Standing stone, Ummera, Co. Cork
Co. Cork |
Stone Monuments
A single upright stone in a pasture field on a south-facing slope in Ummera, mid Cork, is easy to walk past without a second thought.
It stands just 1.25 metres high, relatively modest even by the standards of Irish standing stones, which range from knee-height slabs to towering pillars several metres tall. What makes it worth pausing over is the precision of its orientation: the long axis of the stone runs west-northwest to east-southeast, a directional alignment that recurs across many prehistoric standing stones in Ireland and is thought by some researchers to reflect deliberate astronomical or ritual intention, though the meaning, if any was intended, remains unresolved.

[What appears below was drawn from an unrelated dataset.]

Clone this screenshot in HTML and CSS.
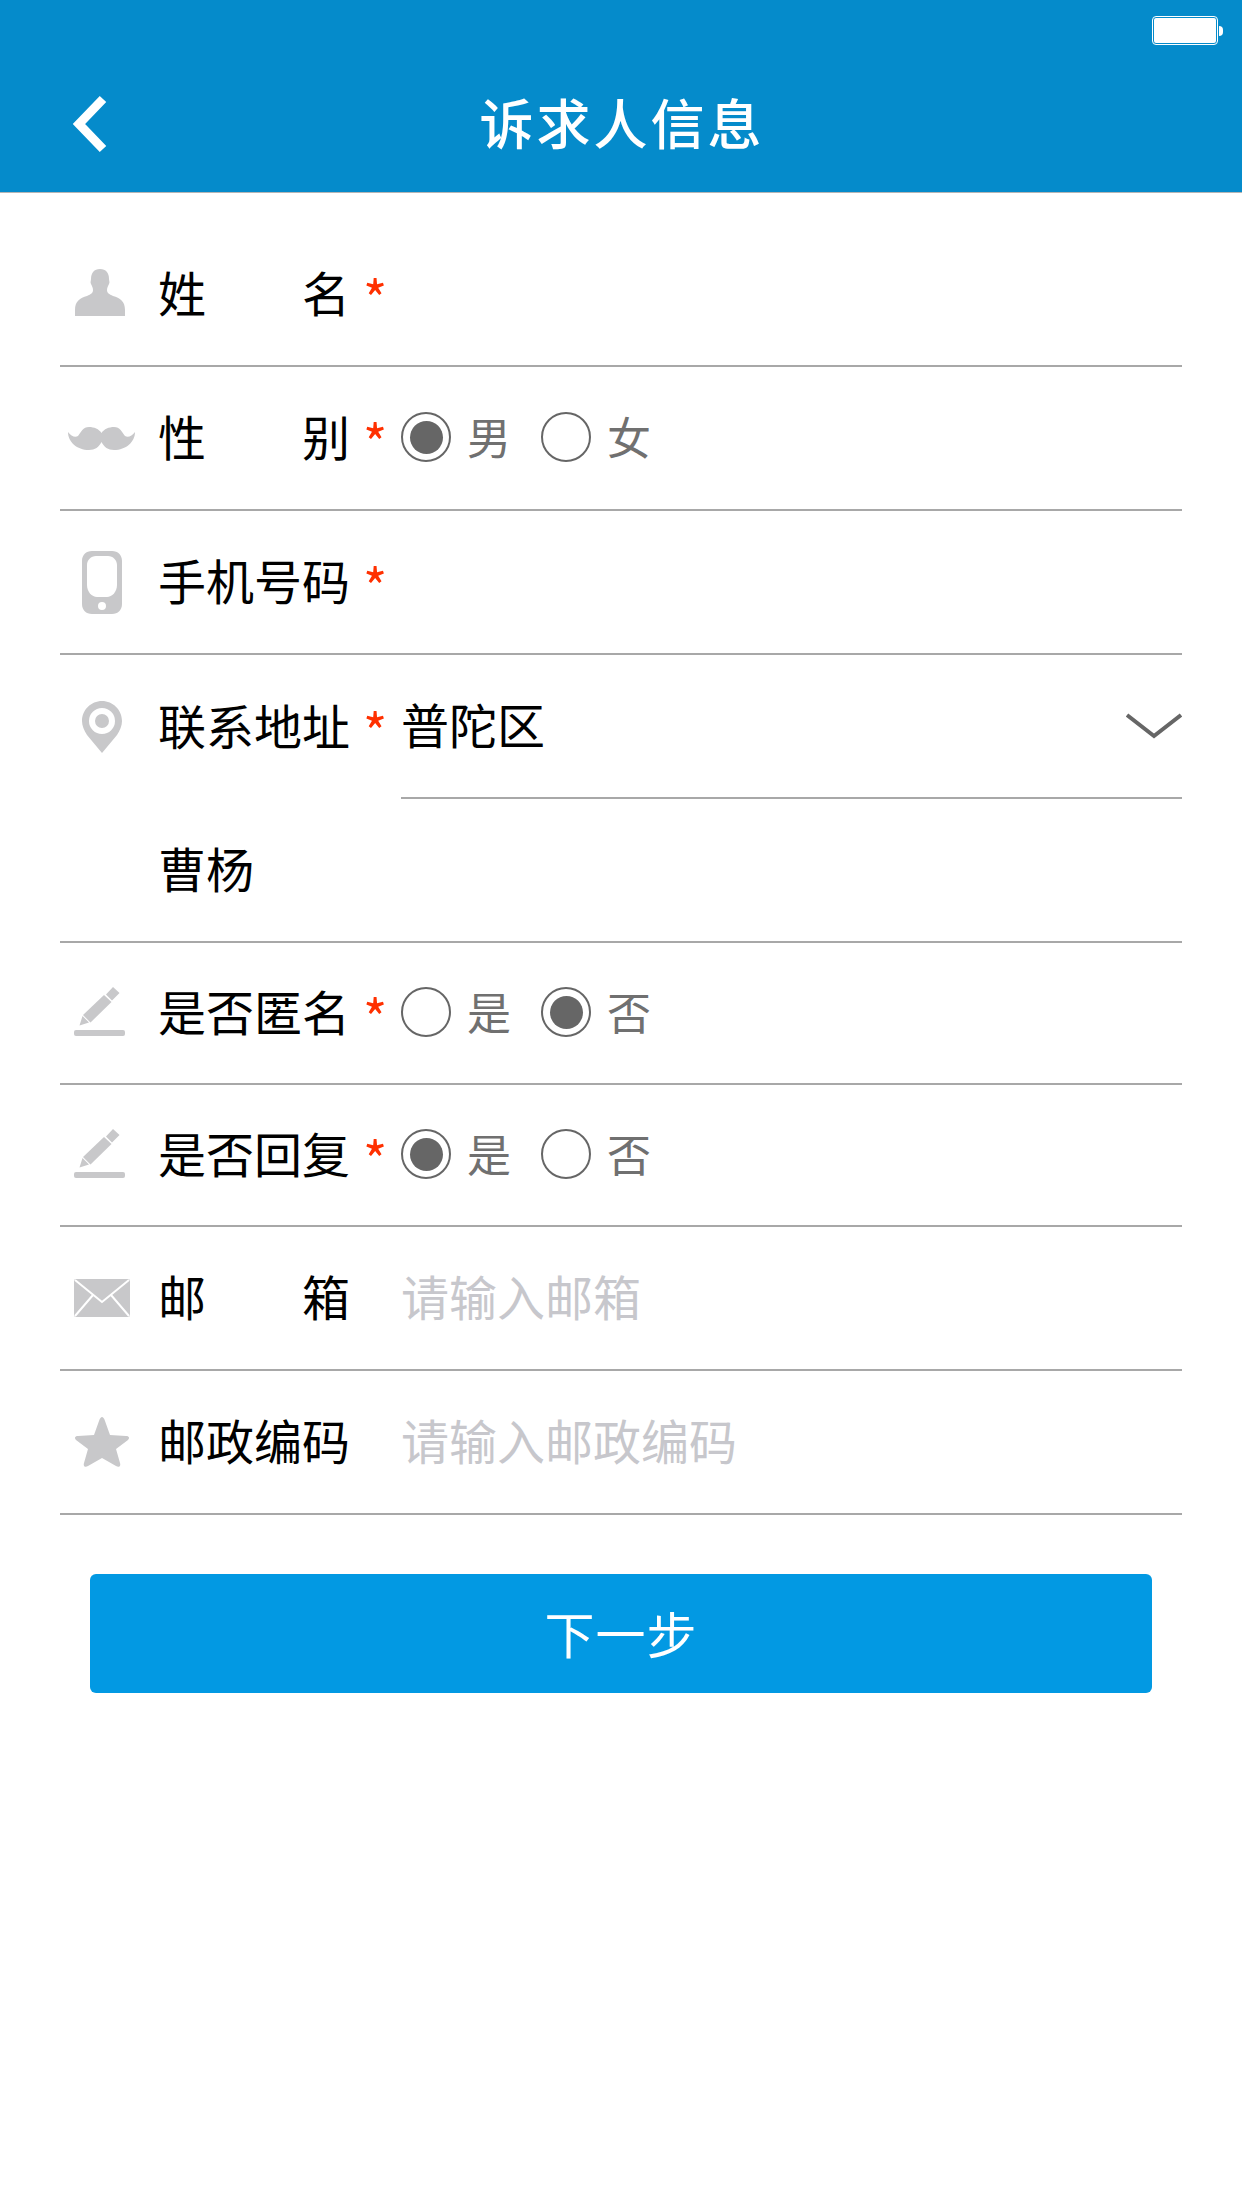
FILE: index.html
```html
<!DOCTYPE html>
<html lang="zh-CN">
<head>
    <meta charset="UTF-8">
    <meta name="viewport" content="width=device-width, initial-scale=1.0">
    <title>诉求人信息</title>
    <link rel="stylesheet" href="styles.css">
</head>
<body>
    <header class="topbar">
        <div class="statusbar">
            <span class="battery"></span>
            <span class="battery-tip"></span>
        </div>
        <div class="navbar">
            <svg class="back" width="36" height="58" viewBox="0 0 36 58"><path d="M31 4 L7 29 L31 54" fill="none" stroke="#fff" stroke-width="9"/></svg>
            <h1 class="title">诉求人信息</h1>
        </div>
    </header>

    <main class="form">
        <div class="row">
            <div class="icon icon-left">
                <svg width="50" height="47" viewBox="0 0 50 47"><path d="M25 0c6 0 9 4 9 10 0 2 1 3 0 5-1 2-2 4-2 6 0 3 2 4 6 6 7 2 12 5 12 14v6H0v-6c0-9 5-12 12-14 4-2 6-3 6-6 0-2-1-4-2-6-1-2 0-3 0-5 0-6 3-10 9-10z"/></svg>
            </div>
            <div class="label"><span>姓</span><span>名</span></div>
            <span class="star">*</span>
        </div>

        <div class="row">
            <div class="icon">
                <svg class="moustache" width="67" height="23" viewBox="0 0 67 23"><path d="M0 5C3 9 7 11 10 9 13 5 15 0 21 0 26 0 31 2 33.500 6 36 2 41 0 46 0 52 0 54 5 57 9 60 11 64 9 67 5 67 15 58 23 46 23 40 23 36 20 33.500 15 31 20 27 23 21 23 9 23 0 15 0 5z"/></svg>
            </div>
            <div class="label"><span>性</span><span>别</span></div>
            <span class="star">*</span>
            <div class="choices">
                <span class="radio radio-on"></span><span class="choice">男</span>
                <span class="radio"></span><span class="choice">女</span>
            </div>
        </div>

        <div class="row">
            <div class="icon">
                <svg width="40" height="63" viewBox="0 0 40 63"><path fill-rule="evenodd" d="M10 0h20c6 0 10 4 10 10v43c0 6-4 10-10 10H10C4 63 0 59 0 53V10C0 4 4 0 10 0zm4 5C9 5 5 9 5 14v20c0 7 5 12 10 12h10c5 0 10-5 10-12V14c0-5-4-9-9-9H14zm6 46a4 4 0 1 0 0 8 4 4 0 0 0 0-8z"/></svg>
            </div>
            <div class="label"><span>手机号码</span></div>
            <span class="star">*</span>
        </div>

        <div class="row row-address">
            <div class="icon">
                <svg width="40" height="52" viewBox="0 0 40 52"><path fill-rule="evenodd" d="M20 0c11 0 20 9 20 20 0 5-2 9-5 14L20 52 5 34C2 29 0 25 0 20 0 9 9 0 20 0zm0 7a13 13 0 1 0 0 26 13 13 0 0 0 0-26zm0 6a7 7 0 1 1 0 14 7 7 0 0 1 0-14z"/></svg>
            </div>
            <div class="label"><span>联系地址</span></div>
            <span class="star">*</span>
            <div class="select">
                <span class="value">普陀区</span>
                <svg width="56" height="26" viewBox="0 0 56 26"><path d="M1 2 L28 23 L55 2" fill="none" stroke="#666" stroke-width="4"/></svg>
            </div>
        </div>

        <div class="row row-detail">
            <span class="value">曹杨</span>
        </div>

        <div class="row row-short">
            <div class="icon icon-left">
                <svg width="51" height="49" viewBox="0 0 51 49"><path d="M39 0L45.500 6 38 13.500 32 7.500zM30 8L37.500 15 16.500 35.500 9 28zM5.500 38.500L8.500 29 15 35.500z"/><rect x="0" y="43" width="51" height="6" rx="2"/></svg>
            </div>
            <div class="label"><span>是否匿名</span></div>
            <span class="star">*</span>
            <div class="choices">
                <span class="radio"></span><span class="choice">是</span>
                <span class="radio radio-on"></span><span class="choice">否</span>
            </div>
        </div>

        <div class="row row-short">
            <div class="icon icon-left">
                <svg width="51" height="49" viewBox="0 0 51 49"><path d="M39 0L45.500 6 38 13.500 32 7.500zM30 8L37.500 15 16.500 35.500 9 28zM5.500 38.500L8.500 29 15 35.500z"/><rect x="0" y="43" width="51" height="6" rx="2"/></svg>
            </div>
            <div class="label"><span>是否回复</span></div>
            <span class="star">*</span>
            <div class="choices">
                <span class="radio radio-on"></span><span class="choice">是</span>
                <span class="radio"></span><span class="choice">否</span>
            </div>
        </div>

        <div class="row">
            <div class="icon">
                <svg width="56" height="38" viewBox="0 0 56 38"><rect width="56" height="38" rx="2"/><path d="M1 1L28 23 55 1M1 37L19 16M55 37L37 16" fill="none" stroke="#fff" stroke-width="2"/></svg>
            </div>
            <div class="label"><span>邮</span><span>箱</span></div>
            <span class="gap"></span>
            <span class="placeholder">请输入邮箱</span>
        </div>

        <div class="row">
            <div class="icon">
                <svg width="54" height="50" viewBox="0 0 54 50"><path d="M27 0c1 0 2 1 3 4l5 14 16 1c3 0 4 2 2 4L41 32l4 14c1 3-1 5-4 3L27 41 13 49c-3 2-5 0-4-3l4-14L1 23c-2-2-1-4 2-4l16-1 5-14c1-3 2-4 3-4z"/></svg>
            </div>
            <div class="label"><span>邮政编码</span></div>
            <span class="gap"></span>
            <span class="placeholder">请输入邮政编码</span>
        </div>

        <button class="next">下一步</button>
    </main>
</body>
</html>
```

FILE: styles.css
```css
body {
    margin: 0;
    background-color: #fff;
    font-family: "Noto Sans CJK SC", "Liberation Sans", sans-serif;
    color: #000;
}
.topbar {
    height: 192px;
    background-color: #058bcb;
    border-bottom: 1px solid #b5b5b5;
}
.statusbar {
    height: 62px;
    display: flex;
    align-items: flex-start;
    justify-content: flex-end;
    padding: 17px 19px 0 0;
    box-sizing: border-box;
}
.battery {
    width: 62px;
    height: 25px;
    background-color: #fff;
    border: 1px solid #058bcb;
    outline: 1px solid #fff;
    border-radius: 3px;
}
.battery-tip {
    width: 4px;
    height: 10px;
    margin: 9px 0 0 2px;
    background-color: #fff;
    border-radius: 0 4px 4px 0;
}
.navbar {
    position: relative;
    height: 130px;
    display: flex;
    align-items: center;
    justify-content: center;
}
.back {
    position: absolute;
    left: 72px;
    top: 33px;
}
.title {
    margin: 0 0 10px 2px;
    font-size: 54px;
    line-height: 70px;
    font-weight: 500;
    letter-spacing: 3px;
    color: #fff;
}
.form {
    padding: 30px 60px 0;
}
.row {
    height: 144px;
    box-sizing: border-box;
    display: flex;
    align-items: center;
    border-bottom: 2px solid #a8a8a8;
}
.row-short {
    height: 142px;
}
.row-address {
    align-items: stretch;
    border-bottom: none;
}
.row-address .icon,
.row-address .label,
.row-address .star {
    align-self: center;
}
.row-detail {
    padding-left: 98px;
}
.icon {
    width: 84px;
    margin-right: 14px;
    display: flex;
    justify-content: center;
    flex-shrink: 0;
}
.icon-left svg {
    margin: -4px 5px 0 0;
}
.moustache {
    margin-right: 2px;
}
.icon svg {
    fill: #c8c8ca;
}
.label {
    width: 192px;
    padding-bottom: 6px;
    display: flex;
    justify-content: space-between;
    font-size: 48px;
    line-height: 60px;
    white-space: nowrap;
}
.star {
    width: 51px;
    padding: 6px 0 0 13px;
    box-sizing: border-box;
    font-size: 52px;
    line-height: 60px;
    color: #ff3000;
}
.gap {
    width: 51px;
}
.choices {
    display: flex;
    align-items: center;
    margin-top: -2px;
}
.radio {
    width: 50px;
    height: 50px;
    box-sizing: border-box;
    border: 2px solid #666;
    border-radius: 50%;
    display: flex;
    align-items: center;
    justify-content: center;
}
.radio-on::after {
    content: "";
    width: 33px;
    height: 33px;
    border-radius: 50%;
    background-color: #666;
}
.choice {
    width: 90px;
    padding: 0 0 2px 16px;
    box-sizing: border-box;
    font-size: 44px;
    line-height: 60px;
    color: #707070;
}
.select {
    flex: 1;
    display: flex;
    align-items: center;
    justify-content: space-between;
    border-bottom: 2px solid #a8a8a8;
}
.value {
    font-size: 48px;
    line-height: 60px;
    padding-bottom: 6px;
}
.placeholder {
    font-size: 48px;
    line-height: 60px;
    padding-bottom: 6px;
    color: #c7c7cc;
}
.next {
    display: block;
    width: 1062px;
    height: 119px;
    margin: 59px 0 0 30px;
    border: none;
    border-radius: 6px;
    background-color: #0299e3;
    color: #fff;
    font-family: inherit;
    font-size: 50px;
    letter-spacing: 1px;
    padding-bottom: 4px;
}
```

The stone is subrectangular in plan, meaning roughly rectangular but without sharp, dressed corners, and relatively thin at only 0.2 metres, giving it a blade-like profile when viewed from certain angles. Its width of 0.89 metres makes it broader than it is deep, so the effect from the front is of a low, wide slab rather than a tall pillar. Standing stones of this type were erected during prehistory, most likely in the Bronze Age, though firm dating is difficult without associated finds or excavation. They appear across the Irish landscape in considerable numbers, sometimes in isolation, sometimes in loose groupings, and their original purpose remains a matter of genuine archaeological debate, with theories ranging from territorial markers to sites of ceremony or commemoration.